None of the kids’ clothes seem to fit right, either. If adopted through thrift stores or hand-me-downs from relatives, the apparel in Palo Alto seems to represent organic extensions of the protagonists, anxiously waiting for their owners to grow into them, to grow up with them. Coppola finds definition in environment.
Characters are their rooms, their clothes, the rips in their shoes, the leftover toys from their childhood. Fred’s pants are flooding in a grade school way that’d be cute if it wasn’t for him, April rocks a femme fatale-esque jacket one size too big and Teddy almost always wears button-downs far too big and far too worn out to be bought off the rack in this decade. His clothes are a uniform dedicated to the tumultuous turmoil of his young adulthood. And tumultuous it is: his passivity turns him into a pinball flying into whatever direction those louder and more aggressive have picked out for him.
Yet Teddy, when being pressed on the question of how he would live in the time of King Arthur, dreams of being a King. “King Teddy,” Fred says dismissively. “That’s a fucking turd’s name, dude.”
There is such earnesty in Coppola’s direction that Teddy feels noble. He loves April almost like a chivalrous knight of storybooks, without pretense or condition. Coppola, instead of attaching a sort of cynical warning to teenage romance, lets it live and blossom between lit cigarettes and awkward displays of affection.

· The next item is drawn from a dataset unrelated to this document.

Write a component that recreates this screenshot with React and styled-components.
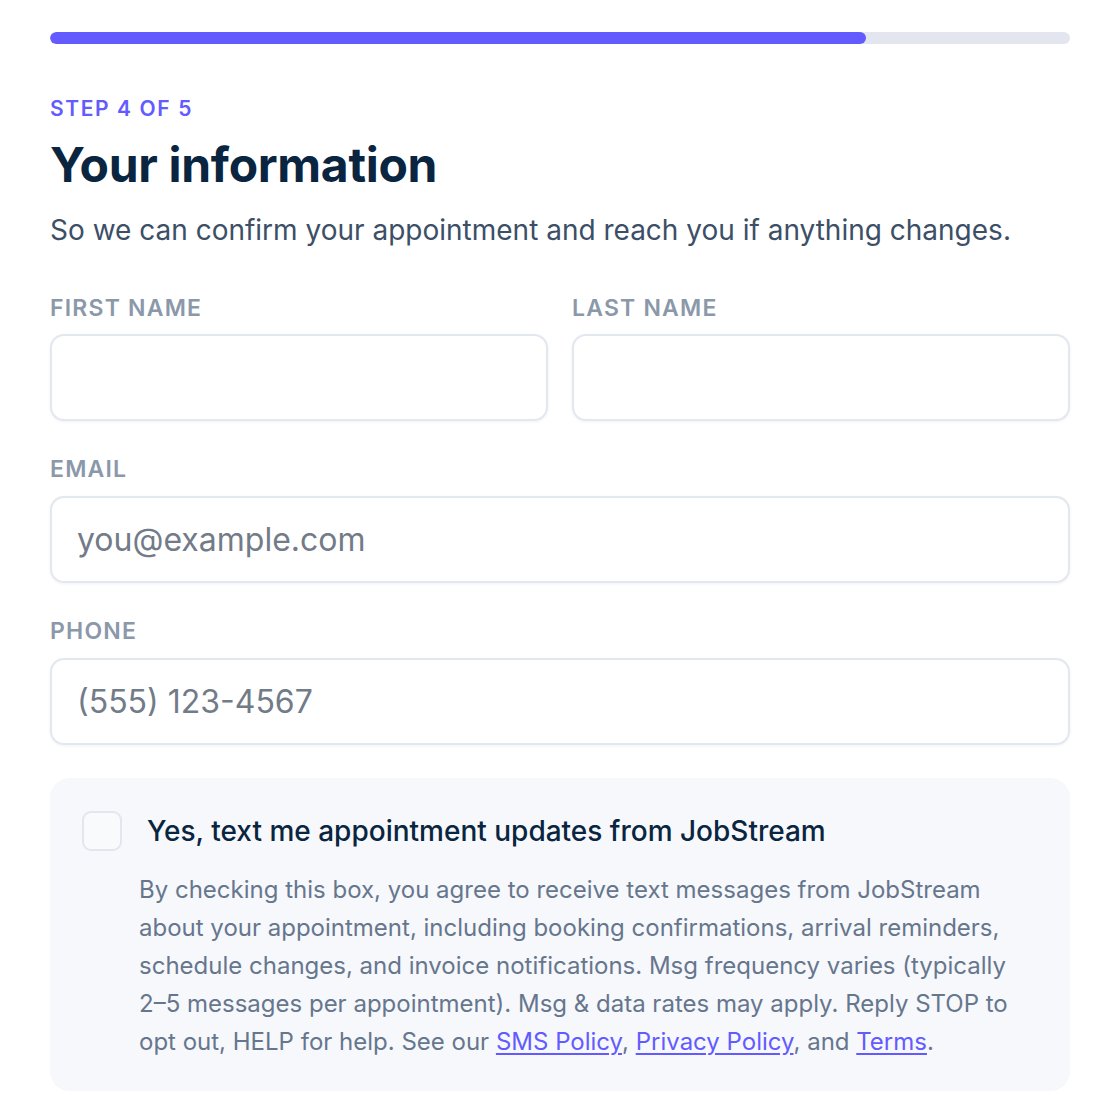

She understands how real it feels and chooses to not rob that emotion with the insight of seniority.
So much of Palo Alto could be immediately deflated by the pinprick of cynicism that chastises young love and the teenage experience. Gia Coppola’s film serves as a refutation of every grown-up, omniscient dismissal. Instead of skipping to the binary found at the beginning and end of the color swatch, Palo Alto flushes every color in the middle, every emotion found in growing up. If it feels real, it’s real, and if it felt real, it was real.